## start Excerpted data

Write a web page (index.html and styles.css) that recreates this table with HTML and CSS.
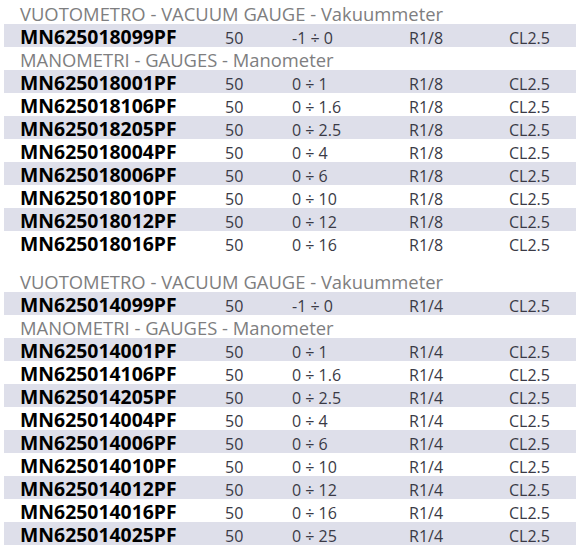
FILE: index.html
```html
<!DOCTYPE html>
<html>
<head>
<meta charset="utf-8">
<link rel="stylesheet" href="styles.css">
</head>
<body>
<div class="sheet">
  <div class="title first">VUOTOMETRO - VACUUM GAUGE - Vakuummeter</div>
  <div class="row odd"><span class="code">MN625018099PF</span><span>50</span><span>-1 ÷ 0</span><span>R1/8</span><span>CL2.5</span></div>
  <div class="title">MANOMETRI - GAUGES - Manometer</div>
  <div class="row odd"><span class="code">MN625018001PF</span><span>50</span><span>0 ÷ 1</span><span>R1/8</span><span>CL2.5</span></div>
  <div class="row"><span class="code">MN625018106PF</span><span>50</span><span>0 ÷ 1.6</span><span>R1/8</span><span>CL2.5</span></div>
  <div class="row odd"><span class="code">MN625018205PF</span><span>50</span><span>0 ÷ 2.5</span><span>R1/8</span><span>CL2.5</span></div>
  <div class="row"><span class="code">MN625018004PF</span><span>50</span><span>0 ÷ 4</span><span>R1/8</span><span>CL2.5</span></div>
  <div class="row odd"><span class="code">MN625018006PF</span><span>50</span><span>0 ÷ 6</span><span>R1/8</span><span>CL2.5</span></div>
  <div class="row"><span class="code">MN625018010PF</span><span>50</span><span>0 ÷ 10</span><span>R1/8</span><span>CL2.5</span></div>
  <div class="row odd"><span class="code">MN625018012PF</span><span>50</span><span>0 ÷ 12</span><span>R1/8</span><span>CL2.5</span></div>
  <div class="row"><span class="code">MN625018016PF</span><span>50</span><span>0 ÷ 16</span><span>R1/8</span><span>CL2.5</span></div>
  <div class="spacer"></div>
  <div class="title">VUOTOMETRO - VACUUM GAUGE - Vakuummeter</div>
  <div class="row odd"><span class="code">MN625014099PF</span><span>50</span><span>-1 ÷ 0</span><span>R1/4</span><span>CL2.5</span></div>
  <div class="title">MANOMETRI - GAUGES - Manometer</div>
  <div class="row odd"><span class="code">MN625014001PF</span><span>50</span><span>0 ÷ 1</span><span>R1/4</span><span>CL2.5</span></div>
  <div class="row"><span class="code">MN625014106PF</span><span>50</span><span>0 ÷ 1.6</span><span>R1/4</span><span>CL2.5</span></div>
  <div class="row odd"><span class="code">MN625014205PF</span><span>50</span><span>0 ÷ 2.5</span><span>R1/4</span><span>CL2.5</span></div>
  <div class="row"><span class="code">MN625014004PF</span><span>50</span><span>0 ÷ 4</span><span>R1/4</span><span>CL2.5</span></div>
  <div class="row odd"><span class="code">MN625014006PF</span><span>50</span><span>0 ÷ 6</span><span>R1/4</span><span>CL2.5</span></div>
  <div class="row"><span class="code">MN625014010PF</span><span>50</span><span>0 ÷ 10</span><span>R1/4</span><span>CL2.5</span></div>
  <div class="row odd"><span class="code">MN625014012PF</span><span>50</span><span>0 ÷ 12</span><span>R1/4</span><span>CL2.5</span></div>
  <div class="row"><span class="code">MN625014016PF</span><span>50</span><span>0 ÷ 16</span><span>R1/4</span><span>CL2.5</span></div>
  <div class="row odd"><span class="code">MN625014025PF</span><span>50</span><span>0 ÷ 25</span><span>R1/4</span><span>CL2.5</span></div>
</div>
</body>
</html>
```
FILE: styles.css
```css
html, body {
  margin: 0;
  padding: 0;
  background: #ffffff;
}
.sheet {
  padding-left: 4px;
  font-family: "Open Sans", "Noto Sans", sans-serif;
}
.title {
  height: 21px;
  padding-top: 2px;
  line-height: 21px;
  padding-left: 16px;
  font-size: 18.4px;
  color: #7e7e80;
  white-space: nowrap;
}
.title.first {
  height: 21px;
  padding-top: 3px;
}
.row {
  display: grid;
  grid-template-columns: 205px 67px 117px 100px 1fr;
  align-items: baseline;
  height: 21px;
  padding-top: 2px;
  line-height: 21px;
  padding-left: 16px;
  font-size: 16px;
  color: #3a3a46;
  white-space: nowrap;
}
.row.odd {
  background: #dedfea;
}
.code {
  font-weight: 700;
  font-size: 19.4px;
  color: #000000;
}
.spacer {
  height: 15px;
}
```
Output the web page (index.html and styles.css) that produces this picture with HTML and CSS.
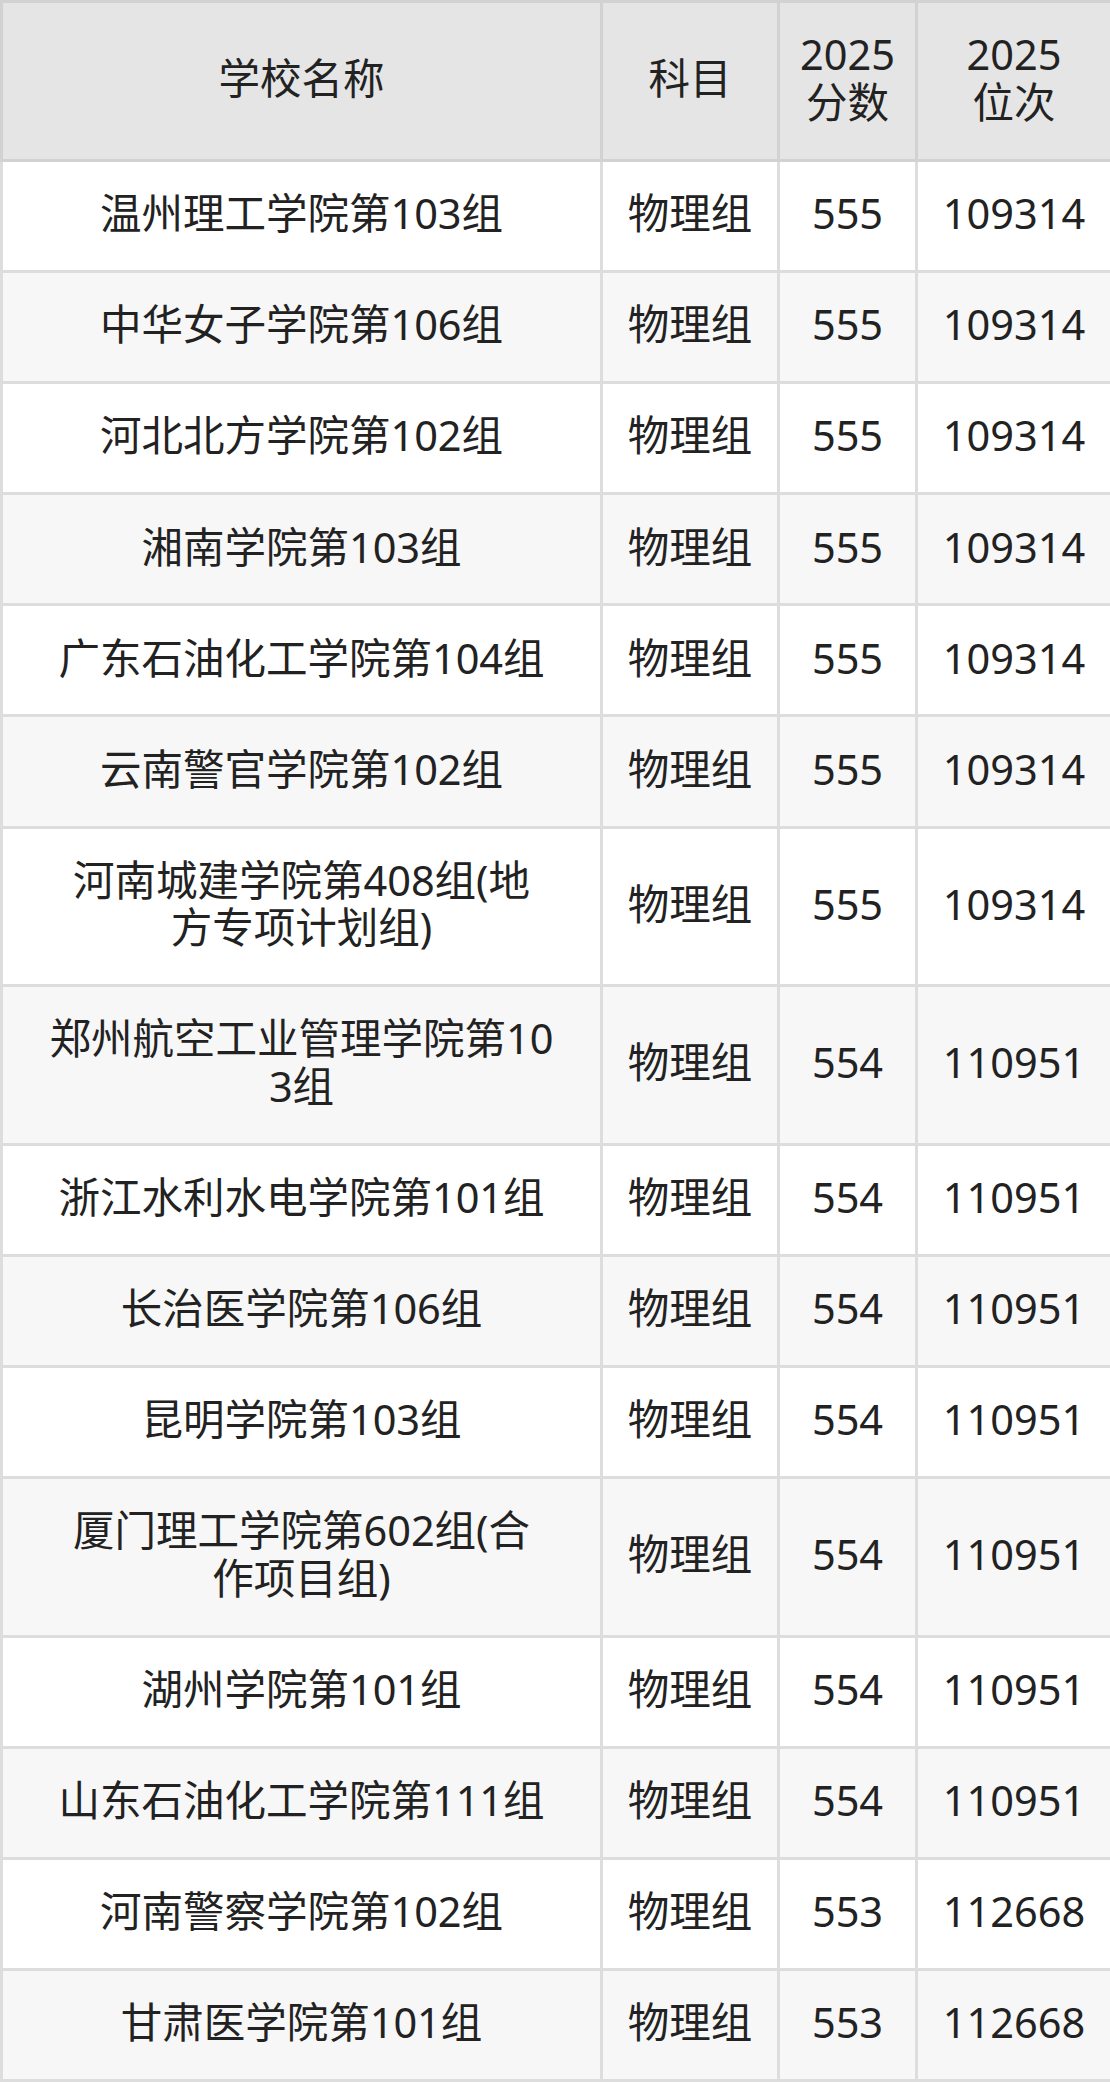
FILE: index.html
```html
<!DOCTYPE html>
<html lang="zh-CN">
<head>
<meta charset="utf-8">
<title>分数位次</title>
<link rel="stylesheet" href="styles.css">
</head>
<body>
<table class="score-table">
  <colgroup>
    <col class="c-name">
    <col class="c-subj">
    <col class="c-score">
    <col class="c-rank">
  </colgroup>
  <thead>
    <tr><th>学校名称</th><th>科目</th><th>2025分数</th><th>2025位次</th></tr>
  </thead>
  <tbody>
    <tr><td>温州理工学院第103组</td><td>物理组</td><td>555</td><td>109314</td></tr>
    <tr><td>中华女子学院第106组</td><td>物理组</td><td>555</td><td>109314</td></tr>
    <tr><td>河北北方学院第102组</td><td>物理组</td><td>555</td><td>109314</td></tr>
    <tr><td>湘南学院第103组</td><td>物理组</td><td>555</td><td>109314</td></tr>
    <tr><td>广东石油化工学院第104组</td><td>物理组</td><td>555</td><td>109314</td></tr>
    <tr><td>云南警官学院第102组</td><td>物理组</td><td>555</td><td>109314</td></tr>
    <tr><td>河南城建学院第408组(地<br>方专项计划组)</td><td>物理组</td><td>555</td><td>109314</td></tr>
    <tr><td>郑州航空工业管理学院第103组</td><td>物理组</td><td>554</td><td>110951</td></tr>
    <tr><td>浙江水利水电学院第101组</td><td>物理组</td><td>554</td><td>110951</td></tr>
    <tr><td>长治医学院第106组</td><td>物理组</td><td>554</td><td>110951</td></tr>
    <tr><td>昆明学院第103组</td><td>物理组</td><td>554</td><td>110951</td></tr>
    <tr><td>厦门理工学院第602组(合<br>作项目组)</td><td>物理组</td><td>554</td><td>110951</td></tr>
    <tr><td>湖州学院第101组</td><td>物理组</td><td>554</td><td>110951</td></tr>
    <tr><td>山东石油化工学院第111组</td><td>物理组</td><td>554</td><td>110951</td></tr>
    <tr><td>河南警察学院第102组</td><td>物理组</td><td>553</td><td>112668</td></tr>
    <tr><td>甘肃医学院第101组</td><td>物理组</td><td>553</td><td>112668</td></tr>
  </tbody>
</table>
</body>
</html>
```

FILE: styles.css
```css
html, body {
  margin: 0;
  padding: 0;
  background: #ffffff;
}

.score-table {
  width: 1110px;
  table-layout: fixed;
  border-collapse: collapse;
  font-family: "Noto Sans", "Noto Sans CJK SC", sans-serif;
  font-size: 41.5px;
  line-height: 47.6px;
  color: #222222;
}

.c-name { width: 600px; }
.c-subj { width: 177px; }
.c-score { width: 138px; }
.c-rank { width: 195px; }

.score-table th,
.score-table td {
  text-align: center;
  vertical-align: middle;
}

.score-table th {
  font-weight: normal;
  background: #e5e5e5;
  border: 3px solid #d2d2d2;
  padding: 28.4px 8px 32.4px;
}

.score-table th:last-child {
  padding-left: 32px;
  padding-right: 32px;
}

.score-table td {
  border: 3px solid #dddddd;
  padding: 28.25px 8px 32.25px;
  word-break: break-all;
}

.score-table td:first-child {
  padding-left: 40px;
  padding-right: 40px;
}

.score-table tbody tr:nth-child(odd) td {
  background: #ffffff;
}

.score-table tbody tr:nth-child(even) td {
  background: #f7f7f7;
}
```
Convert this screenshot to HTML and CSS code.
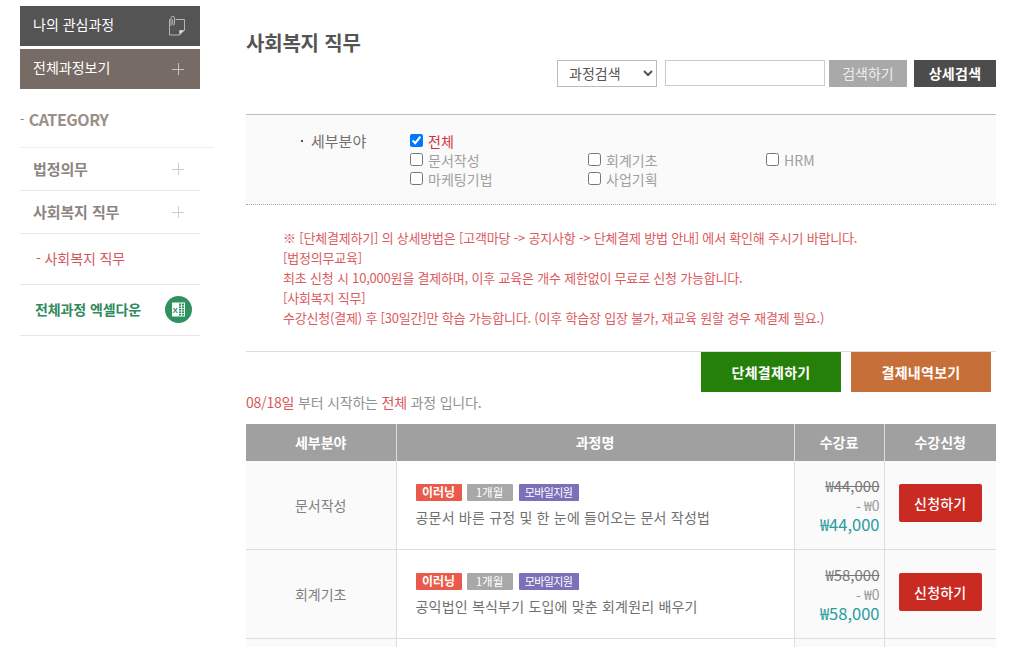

## end Excerpted data

Print all of the entries word for word. Skip any images they contain.

◆ In response ◆
Write a web page (index.html and styles.css) that recreates this table with HTML and CSS.
FILE: index.html
```html
<!DOCTYPE html>
<html>
<head>
<meta charset="utf-8">
<link rel="stylesheet" href="styles.css">
</head>
<body>
<div class="sheet">
  <div class="title first">VUOTOMETRO - VACUUM GAUGE - Vakuummeter</div>
  <div class="row odd"><span class="code">MN625018099PF</span><span>50</span><span>-1 ÷ 0</span><span>R1/8</span><span>CL2.5</span></div>
  <div class="title">MANOMETRI - GAUGES - Manometer</div>
  <div class="row odd"><span class="code">MN625018001PF</span><span>50</span><span>0 ÷ 1</span><span>R1/8</span><span>CL2.5</span></div>
  <div class="row"><span class="code">MN625018106PF</span><span>50</span><span>0 ÷ 1.6</span><span>R1/8</span><span>CL2.5</span></div>
  <div class="row odd"><span class="code">MN625018205PF</span><span>50</span><span>0 ÷ 2.5</span><span>R1/8</span><span>CL2.5</span></div>
  <div class="row"><span class="code">MN625018004PF</span><span>50</span><span>0 ÷ 4</span><span>R1/8</span><span>CL2.5</span></div>
  <div class="row odd"><span class="code">MN625018006PF</span><span>50</span><span>0 ÷ 6</span><span>R1/8</span><span>CL2.5</span></div>
  <div class="row"><span class="code">MN625018010PF</span><span>50</span><span>0 ÷ 10</span><span>R1/8</span><span>CL2.5</span></div>
  <div class="row odd"><span class="code">MN625018012PF</span><span>50</span><span>0 ÷ 12</span><span>R1/8</span><span>CL2.5</span></div>
  <div class="row"><span class="code">MN625018016PF</span><span>50</span><span>0 ÷ 16</span><span>R1/8</span><span>CL2.5</span></div>
  <div class="spacer"></div>
  <div class="title">VUOTOMETRO - VACUUM GAUGE - Vakuummeter</div>
  <div class="row odd"><span class="code">MN625014099PF</span><span>50</span><span>-1 ÷ 0</span><span>R1/4</span><span>CL2.5</span></div>
  <div class="title">MANOMETRI - GAUGES - Manometer</div>
  <div class="row odd"><span class="code">MN625014001PF</span><span>50</span><span>0 ÷ 1</span><span>R1/4</span><span>CL2.5</span></div>
  <div class="row"><span class="code">MN625014106PF</span><span>50</span><span>0 ÷ 1.6</span><span>R1/4</span><span>CL2.5</span></div>
  <div class="row odd"><span class="code">MN625014205PF</span><span>50</span><span>0 ÷ 2.5</span><span>R1/4</span><span>CL2.5</span></div>
  <div class="row"><span class="code">MN625014004PF</span><span>50</span><span>0 ÷ 4</span><span>R1/4</span><span>CL2.5</span></div>
  <div class="row odd"><span class="code">MN625014006PF</span><span>50</span><span>0 ÷ 6</span><span>R1/4</span><span>CL2.5</span></div>
  <div class="row"><span class="code">MN625014010PF</span><span>50</span><span>0 ÷ 10</span><span>R1/4</span><span>CL2.5</span></div>
  <div class="row odd"><span class="code">MN625014012PF</span><span>50</span><span>0 ÷ 12</span><span>R1/4</span><span>CL2.5</span></div>
  <div class="row"><span class="code">MN625014016PF</span><span>50</span><span>0 ÷ 16</span><span>R1/4</span><span>CL2.5</span></div>
  <div class="row odd"><span class="code">MN625014025PF</span><span>50</span><span>0 ÷ 25</span><span>R1/4</span><span>CL2.5</span></div>
</div>
</body>
</html>
```
FILE: styles.css
```css
html, body {
  margin: 0;
  padding: 0;
  background: #ffffff;
}
.sheet {
  padding-left: 4px;
  font-family: "Open Sans", "Noto Sans", sans-serif;
}
.title {
  height: 21px;
  padding-top: 2px;
  line-height: 21px;
  padding-left: 16px;
  font-size: 18.4px;
  color: #7e7e80;
  white-space: nowrap;
}
.title.first {
  height: 21px;
  padding-top: 3px;
}
.row {
  display: grid;
  grid-template-columns: 205px 67px 117px 100px 1fr;
  align-items: baseline;
  height: 21px;
  padding-top: 2px;
  line-height: 21px;
  padding-left: 16px;
  font-size: 16px;
  color: #3a3a46;
  white-space: nowrap;
}
.row.odd {
  background: #dedfea;
}
.code {
  font-weight: 700;
  font-size: 19.4px;
  color: #000000;
}
.spacer {
  height: 15px;
}
```
Output the web page (index.html and styles.css) that produces this picture with HTML and CSS.
FILE: index.html
```html
<!DOCTYPE html>
<html lang="zh-CN">
<head>
<meta charset="utf-8">
<title>分数位次</title>
<link rel="stylesheet" href="styles.css">
</head>
<body>
<table class="score-table">
  <colgroup>
    <col class="c-name">
    <col class="c-subj">
    <col class="c-score">
    <col class="c-rank">
  </colgroup>
  <thead>
    <tr><th>学校名称</th><th>科目</th><th>2025分数</th><th>2025位次</th></tr>
  </thead>
  <tbody>
    <tr><td>温州理工学院第103组</td><td>物理组</td><td>555</td><td>109314</td></tr>
    <tr><td>中华女子学院第106组</td><td>物理组</td><td>555</td><td>109314</td></tr>
    <tr><td>河北北方学院第102组</td><td>物理组</td><td>555</td><td>109314</td></tr>
    <tr><td>湘南学院第103组</td><td>物理组</td><td>555</td><td>109314</td></tr>
    <tr><td>广东石油化工学院第104组</td><td>物理组</td><td>555</td><td>109314</td></tr>
    <tr><td>云南警官学院第102组</td><td>物理组</td><td>555</td><td>109314</td></tr>
    <tr><td>河南城建学院第408组(地<br>方专项计划组)</td><td>物理组</td><td>555</td><td>109314</td></tr>
    <tr><td>郑州航空工业管理学院第103组</td><td>物理组</td><td>554</td><td>110951</td></tr>
    <tr><td>浙江水利水电学院第101组</td><td>物理组</td><td>554</td><td>110951</td></tr>
    <tr><td>长治医学院第106组</td><td>物理组</td><td>554</td><td>110951</td></tr>
    <tr><td>昆明学院第103组</td><td>物理组</td><td>554</td><td>110951</td></tr>
    <tr><td>厦门理工学院第602组(合<br>作项目组)</td><td>物理组</td><td>554</td><td>110951</td></tr>
    <tr><td>湖州学院第101组</td><td>物理组</td><td>554</td><td>110951</td></tr>
    <tr><td>山东石油化工学院第111组</td><td>物理组</td><td>554</td><td>110951</td></tr>
    <tr><td>河南警察学院第102组</td><td>物理组</td><td>553</td><td>112668</td></tr>
    <tr><td>甘肃医学院第101组</td><td>物理组</td><td>553</td><td>112668</td></tr>
  </tbody>
</table>
</body>
</html>
```

FILE: styles.css
```css
html, body {
  margin: 0;
  padding: 0;
  background: #ffffff;
}

.score-table {
  width: 1110px;
  table-layout: fixed;
  border-collapse: collapse;
  font-family: "Noto Sans", "Noto Sans CJK SC", sans-serif;
  font-size: 41.5px;
  line-height: 47.6px;
  color: #222222;
}

.c-name { width: 600px; }
.c-subj { width: 177px; }
.c-score { width: 138px; }
.c-rank { width: 195px; }

.score-table th,
.score-table td {
  text-align: center;
  vertical-align: middle;
}

.score-table th {
  font-weight: normal;
  background: #e5e5e5;
  border: 3px solid #d2d2d2;
  padding: 28.4px 8px 32.4px;
}

.score-table th:last-child {
  padding-left: 32px;
  padding-right: 32px;
}

.score-table td {
  border: 3px solid #dddddd;
  padding: 28.25px 8px 32.25px;
  word-break: break-all;
}

.score-table td:first-child {
  padding-left: 40px;
  padding-right: 40px;
}

.score-table tbody tr:nth-child(odd) td {
  background: #ffffff;
}

.score-table tbody tr:nth-child(even) td {
  background: #f7f7f7;
}
```
Convert this screenshot to HTML and CSS code.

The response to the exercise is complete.